En matière de tarifs, justement, les forains doivent également fournir quelques efforts : "Nos clients sont surtout des familles de milieux populaires", livre Norman, le roi du croustillon hollandais. "Eux aussi subissent de plein fouet la hausse des prix généralisée. On rogne donc au maximum sur nos marges afin de ne pas trop augmenter nos prix. On a fait une toute petite hausse, mais si ça continue comme ça encore longtemps, si les choses ne se stabilisent pas, alors forcément, à un moment on devra répercuter sur nos tarifs.

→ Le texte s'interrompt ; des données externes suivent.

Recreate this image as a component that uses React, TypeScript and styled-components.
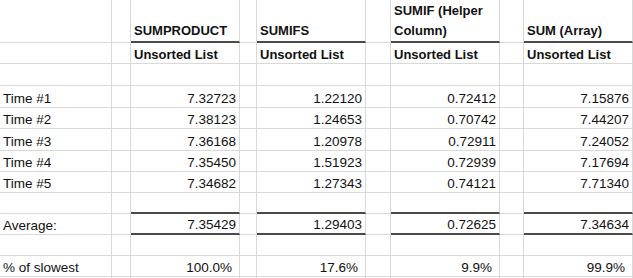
import React from "react";
import styled, { createGlobalStyle } from "styled-components";

const GlobalStyle = createGlobalStyle`
  html, body {
    margin: 0;
    padding: 0;
    background: #ffffff;
  }
`;

const grid = "#d9d9d9";
const rule = "#4a4a4a";

const Sheet = styled.div`
  display: grid;
  grid-template-columns: 112px 19px 109px 17px 109px 25px 109px 24px 109px;
  width: 633px;
  height: 278px;
  overflow: hidden;
  font-family: "Liberation Sans", Arial, sans-serif;
  font-size: 13.5px;
  color: #111111;
`;

type CellProps = {
  $h: number;
  $align?: "left" | "right";
  $bold?: boolean;
  $rule?: boolean;
  $padRight?: number;
  $head?: boolean;
};

const Cell = styled.div<CellProps>`
  box-sizing: border-box;
  height: ${(p) => p.$h}px;
  border-right: 1px solid ${grid};
  border-bottom: ${(p) => (p.$rule ? `2px solid ${rule}` : `1px solid ${grid}`)};
  display: flex;
  align-items: flex-end;
  justify-content: ${(p) => (p.$align === "right" ? "flex-end" : "flex-start")};
  padding: 0 ${(p) => p.$padRight ?? 3}px 0 3px;
  font-size: ${(p) => (p.$bold ? "13px" : "13.5px")};
  font-weight: ${(p) => (p.$bold ? 700 : 400)};
  line-height: ${(p) => (p.$head ? "20px" : "16px")};
  white-space: ${(p) => (p.$head ? "normal" : "nowrap")};
  overflow: hidden;
`;

type Row = {
  h: number;
  label?: string;
  cols?: string[];
  kind: "head" | "sub" | "blank" | "num" | "pct";
  rule?: boolean;
};

const rows: Row[] = [
  { h: 43, kind: "head", rule: true, cols: ["SUMPRODUCT", "SUMIFS", "SUMIF (Helper Column)", "SUM (Array)"] },
  { h: 21, kind: "sub", cols: ["Unsorted List", "Unsorted List", "Unsorted List", "Unsorted List"] },
  { h: 22, kind: "blank" },
  { h: 22, kind: "num", label: "Time #1", cols: ["7.32723", "1.22120", "0.72412", "7.15876"] },
  { h: 21, kind: "num", label: "Time #2", cols: ["7.38123", "1.24653", "0.70742", "7.44207"] },
  { h: 22, kind: "num", label: "Time #3", cols: ["7.36168", "1.20978", "0.72911", "7.24052"] },
  { h: 21, kind: "num", label: "Time #4", cols: ["7.35450", "1.51923", "0.72939", "7.17694"] },
  { h: 21, kind: "num", label: "Time #5", cols: ["7.34682", "1.27343", "0.74121", "7.71340"] },
  { h: 21, kind: "blank", rule: true },
  { h: 21, kind: "num", rule: true, label: "Average:", cols: ["7.35429", "1.29403", "0.72625", "7.34634"] },
  { h: 21, kind: "blank" },
  { h: 21, kind: "pct", label: "% of slowest", cols: ["100.0%", "17.6%", "9.9%", "99.9%"] },
  { h: 21, kind: "blank" },
];

function SheetRow({ row }: { row: Row }) {
  const cells: React.ReactNode[] = [];
  const head = row.kind === "head";
  const bold = head || row.kind === "sub";
  const numeric = row.kind === "num" || row.kind === "pct";

  cells.push(
    <Cell key="a" $h={row.h}>
      {row.label ?? ""}
    </Cell>
  );

  for (let i = 0; i < 4; i++) {
    cells.push(<Cell key={`g${i}`} $h={row.h} />);
    cells.push(
      <Cell
        key={`c${i}`}
        $h={row.h}
        $head={head}
        $bold={bold}
        $rule={row.rule}
        $align={numeric ? "right" : "left"}
        $padRight={row.kind === "pct" ? 7 : 3}
      >
        {row.cols ? row.cols[i] : ""}
      </Cell>
    );
  }

  return <>{cells}</>;
}

export default function App() {
  return (
    <>
      <GlobalStyle />
      <Sheet>
        {rows.map((row, i) => (
          <SheetRow key={i} row={row} />
        ))}
      </Sheet>
    </>
  );
}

II souligne : "Pour le moment pourtant, je pense qu'on a su rester responsable par rapport à la situation : on n'a pas remarqué au Puy de baisse de fréquentation, les températures exceptionnelles l'expliquent surement. Il y a des familles qui viennent croustillonner tous les jours, on les reconnait". Quant à Maurice, il compte sur les économies d'échelle pour s'en sortir : " On a augmenté légèrement à l'unité, mais si nos client prennent plusieurs places d'un coup, ils y gagnent, et puis on travaille un peu plus, on ouvre plus tôt".
Et les clients alors ?
Bruno et Nadège sont venus de Saint-Geney-près-Saint-Paulien avec deux de leurs enfants : "Notre ado nous avait dit que ça avait augmenté. Effectivement les plus petits manèges, ceux pour les enfants, sont passés de deux à trois euros. Y'a des manèges à sept euros le tour, on ne peut pas nous les payer. Notre budget foire reste le même , on se limite à 40 euros, alors du coup on en fait moins, Léa et Matéo sont un peu tristes, mais c'est comme ça, nous aussi on doit s'adapter".
"C'est ça aussi la vogue"
Milo et Florent sont venus pour la première fois à la vogue sans leurs parents : "On a 30 euros chacun, du coup on fait cinq ou six tours sur les manèges qu'on adore et le reste du temps on regarde les autres, c'est ça aussi la vogue ".
La fête foraine du Puy prendra fin le 13 novembre. Quant à l'inflation, elle devrait se stabiliser avant d'entamer un reflux en 2023 pour certains économistes. Pour d'autres cependant, de nombreuses inconnues notamment sur les prix de l'énergie empêchent de l'affirmer avec certitude.